Durante los primeros cinco días del confinamiento, ella daba un grito desde una ventana del patio, y él salía del cuartito del fondo para tomar desde un estante los alimentos que le acercó. Ella estaba de pie, en la galería de puertas corredizas y limpios cristales.
Se miraban unos segundos, y él era el primero en volver a bajar la cabeza. Quería disimular el esfuerzo que hacía para sonreír. De igual manera, ella le enviaba un beso, formando un pico con sus labios y con un suave sonido. Su mano izquierda apenas levantada, movía los deditos, cómo una niña que despide sin ganas a un ser amado que se va de la casa. El único medio de comunicación, era su teléfono celular, que unía los dieciséis metros que los separaba en la misma casa.

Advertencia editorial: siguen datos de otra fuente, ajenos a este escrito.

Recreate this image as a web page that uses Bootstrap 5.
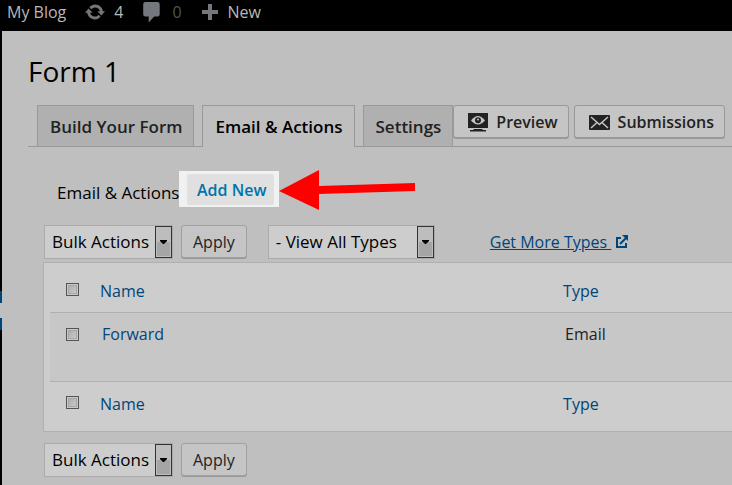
<!DOCTYPE html>
<html lang="en">
<head>
<meta charset="utf-8">
<meta name="viewport" content="width=device-width, initial-scale=1">
<title>Form 1 - My Blog</title>
<link href="https://cdn.jsdelivr.net/npm/bootstrap@5.3.0/dist/css/bootstrap.min.css" rel="stylesheet">
<style>
body{background:#bfbfbf;color:#000;font:16px/24px "Open Sans","Noto Sans",sans-serif;overflow-x:hidden}
a{color:#00457a}
.admin-bar{background:#000;height:31px;padding:0 0 7px 7px;gap:18px}
.admin-bar a{color:#b8b8b8;text-decoration:none;gap:8px}
.admin-bar a.idle{color:#515457;gap:9px}
.admin-bar svg{fill:#74787c}
.side-rail{width:2px;background:#000;padding-top:260px}
.side-rail span{display:block;height:39px;background:linear-gradient(#00457a 12px,#bfbfbf 12px 27px,#00457a 27px)}
.page-title{font-size:28px;line-height:36px;margin:22px 0 16px 26px;font-weight:400}
.form-tabs{margin-left:26px;padding-left:9px;border-bottom:1px solid #999;flex-wrap:nowrap}
.form-tabs .nav-link{height:42px;margin-right:8px;padding:9px 11px 8px 12px;border:1px solid #999;border-bottom:0;border-radius:0;background:#b0b0b0;color:#222;font-size:17px;font-weight:600;white-space:nowrap}
.form-tabs .nav-link.active{background:#bfbfbf;color:#000;border-color:#999;border-bottom:0}
.form-tabs .nav-item{margin-bottom:-1px}
.form-tabs .nav-item:not(:has(.active)) .nav-link{height:41px}
.form-tabs .last-tab .nav-link{margin-right:0}
.wp-btn{background:#c5c5c5;border:1px solid #999;border-radius:3px;box-shadow:0 1px 0 #999;color:#222;font:inherit;height:33px;padding:0 11px;white-space:nowrap}
.wp-btn.soft{border-color:#a0a0a0}
.tab-btn{font-weight:600;margin-right:5px;padding:0 10px 0 14px;gap:8px}
.tab-btn svg{fill:#222}
.section-head{margin:24px 0 18px 55px}
.section-head h2{font-size:17px;line-height:24px;margin:0;padding-top:10px;font-weight:400;width:122px;white-space:nowrap}
.spotlight{background:#f1f1f1;padding:3px 5px 2px 8px;height:36px}
.spotlight a{display:block;background:#e0e0e0;color:#0073aa;border-radius:2px;font-weight:600;text-decoration:none;padding:4px 8px 3px 10px;white-space:nowrap}
.arrow{position:absolute;left:100%;top:-1px}
.wp-select{appearance:none;border:1px solid #aaa;border-radius:0;color:#000;font:inherit;font-size:17px;height:34px;width:129px;padding:0 20px 0 7px;
background:#cdcdcd url("data:image/svg+xml,%3Csvg xmlns='http://www.w3.org/2000/svg' width='17' height='32'%3E%3Crect x='.5' y='.5' width='16' height='31' fill='%23bdbdbd' stroke='%23333'/%3E%3Crect x='2' y='16' width='13' height='14' fill='%23a5a5a5'/%3E%3Cpath d='M5 14h7v1l-3 3h-1l-3-3z'/%3E%3C/svg%3E") no-repeat right 0 top 0}
.wp-select.types{width:167px;margin-left:21px}
.more-types{margin-left:55px;padding-top:5px}
.toolbar{margin-left:42px;min-height:34px}
.list-box{margin:3px 0 11px 41px;border:1px solid #b0b0b0;border-right:0;background:#cdcdcd;padding-left:6px}
.list-box table{width:100%;table-layout:fixed;border-collapse:collapse}
.list-box th,.list-box td{font-weight:400;padding:0;vertical-align:top;text-align:left}
.list-box thead th{padding:16px 0 9px}
.list-box tfoot th{padding:10px 0 15px}
.list-box td{padding:9px 0 35px 2px;color:#222}
.list-box thead tr{border-bottom:1px solid #b0b0b0}
.list-box tfoot tr{border-top:1px solid #b0b0b0}
.list-box tbody{background:#c7c7c7}
.list-box .pick{width:50px;padding-left:16px}
.list-box .kind{width:169px}
.list-box a{text-decoration:none}
.pick input{appearance:none;display:block;width:13px;height:13px;border:1px solid #555;background:linear-gradient(135deg,#a4a8ac,#cfcfcf);box-shadow:inset 0 0 0 1px #c9c9c9,inset 0 0 0 2px #a4a6a8;margin:4px 0 0}
td.pick input{margin-top:6px}
</style>
<script src="https://cdn.jsdelivr.net/npm/bootstrap@5.3.0/dist/js/bootstrap.bundle.min.js" defer></script>
</head>
<body class="min-vh-100 d-flex flex-column">
<header class="admin-bar d-flex align-items-center">
  <a href="#">My Blog</a>
  <a href="#" class="d-flex align-items-center" aria-label="4 updates">
    <svg width="22" height="22" viewBox="0 0 20 20"><path d="M10.200 3.280c3.530 0 6.430 2.610 6.920 6h2.080l-3.500 4-3.500-4h2.320c-.45-1.970-2.210-3.450-4.320-3.450-1.450 0-2.730.71-3.540 1.780L4.950 5.660C6.230 4.200 8.110 3.280 10.200 3.280zm-.4 13.440c-3.520 0-6.430-2.610-6.920-6H.8l3.500-4c1.170 1.330 2.330 2.670 3.500 4H5.480c.45 1.970 2.210 3.450 4.320 3.450 1.450 0 2.730-.71 3.540-1.780l1.710 1.950c-1.280 1.460-3.150 2.380-5.250 2.380z"/></svg>4</a>
  <a href="#" class="idle d-flex align-items-center" aria-label="0 comments">
    <svg width="22" height="22" viewBox="0 0 20 20"><path d="M4 1h11q2 0 2 2v9q0 2-2 2h-3l-5 5.500V14H4q-2 0-2-2V3q0-2 2-2z"/></svg>0</a>
  <a href="#" class="d-flex align-items-center">
    <svg width="20" height="18" viewBox="0 0 20 18"><path d="M8 1h4v6h6v4h-6v6H8v-6H2V7h6z"/></svg>New</a>
</header>
<div class="d-flex flex-grow-1">
  <aside class="side-rail flex-shrink-0"><span></span></aside>
  <main class="flex-grow-1">
    <h1 class="page-title">Form 1</h1>
    <ul class="nav form-tabs">
      <li class="nav-item"><a class="nav-link" href="#">Build Your Form</a></li>
      <li class="nav-item"><a class="nav-link active" aria-current="page" href="#">Email &amp; Actions</a></li>
      <li class="nav-item last-tab"><a class="nav-link" href="#">Settings</a></li>
      <li><button type="button" class="wp-btn tab-btn d-flex align-items-center">
        <svg width="20" height="20" viewBox="0 0 20 20"><path fill-rule="evenodd" d="M0 1h20v15H0zM3 8.500q7-9 14 0-7 8-14 0z"/><circle cx="10" cy="8.300" r="3"/><circle cx="10" cy="7.500" r="1" fill="#bfbfbf"/><path d="M6 17h8l1 1h3v1.500H2V18h3z"/></svg>Preview</button></li>
      <li><button type="button" class="wp-btn tab-btn d-flex align-items-center">
        <svg width="21" height="16" viewBox="0 0 21 16"><rect width="21" height="15" y="1" rx="1"/><path d="M2 3l8.500 7.500L19 3M2 14l6-5.500M19 14l-6-5.500" fill="none" stroke="#c5c5c5" stroke-width="1.500"/></svg>Submissions</button></li>
    </ul>
    <div class="section-head d-flex">
      <h2>Email &amp; Actions</h2>
      <div class="spotlight position-relative">
        <a href="#">Add New</a>
        <svg class="arrow" width="138" height="41" viewBox="0 0 138 41" aria-hidden="true"><path fill="#f00" d="M0 21L40 0V16L136 13V21L40 24V40z"/></svg>
      </div>
    </div>
    <div class="toolbar d-flex">
      <select class="wp-select" aria-label="Bulk actions"><option>Bulk Actions</option></select>
      <button type="button" class="wp-btn soft ms-2">Apply</button>
      <select class="wp-select types" aria-label="Filter by type"><option>- View All Types</option></select>
      <a href="#" class="more-types text-nowrap">Get More Types&nbsp;</a>
      <svg class="mt-2 ms-1" width="16" height="16" viewBox="1 0 16 16" fill="none" stroke="#00457a" stroke-width="2"><path d="M7 5H3v9h9v-4"/><path d="M6 11l6-6"/><path d="M8 2h6v6z" fill="#00457a" stroke="none"/></svg>
    </div>
    <div class="list-box">
      <table>
        <thead><tr><th class="pick"><input type="checkbox" aria-label="Select all"></th><th><a href="#">Name</a></th><th class="kind"><a href="#">Type</a></th></tr></thead>
        <tbody><tr><td class="pick"><input type="checkbox" aria-label="Select Forward"></td><td><a href="#">Forward</a></td><td class="kind">Email</td></tr></tbody>
        <tfoot><tr><th class="pick"><input type="checkbox" aria-label="Select all"></th><th><a href="#">Name</a></th><th class="kind"><a href="#">Type</a></th></tr></tfoot>
      </table>
    </div>
    <div class="toolbar d-flex">
      <select class="wp-select" aria-label="Bulk actions, bottom"><option>Bulk Actions</option></select>
      <button type="button" class="wp-btn soft ms-2">Apply</button>
    </div>
  </main>
</div>
</body>
</html>
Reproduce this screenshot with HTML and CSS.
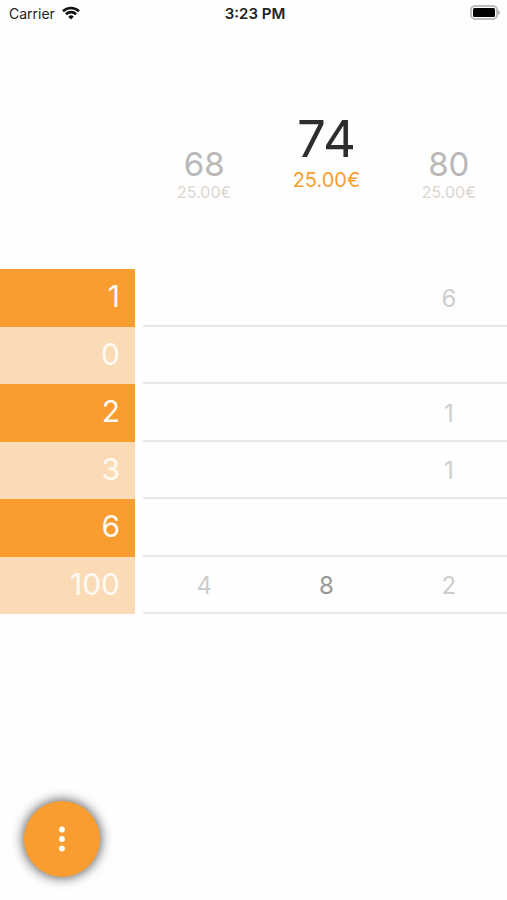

Por las noches se hablaban con tono lascivo y se decían cuánto se deseaban. Ella tenía miel en la voz; él espasmos. Ella quería demostrarle que todos los minutos del día había estado pensando en él, y quería resumirlos en esa conversación. Fue ella la que sugirió la videollamada, y le pidió al joven que se filmara los labios. Ella se los había pintado con un labial oscuro, brillante. Él, saboreaba en su propia boca la tibia saliva real, la virtualidad, lo abstracto, lo fascinante, el deleite y la lujuria. Faltaba un día, solo un día para confirmar que ya da negativo y no podrá contagiar el virus a su novia y futura esposa. Había resultado una eternidad la espera y ya solo restaba un día, o sea, veinticuatro horas, es decir mil cuatrocientos cuarenta minutos, digamos ochenta y seis mil…
Ariel se derretía. Natalia ni siquiera golpeó la puerta.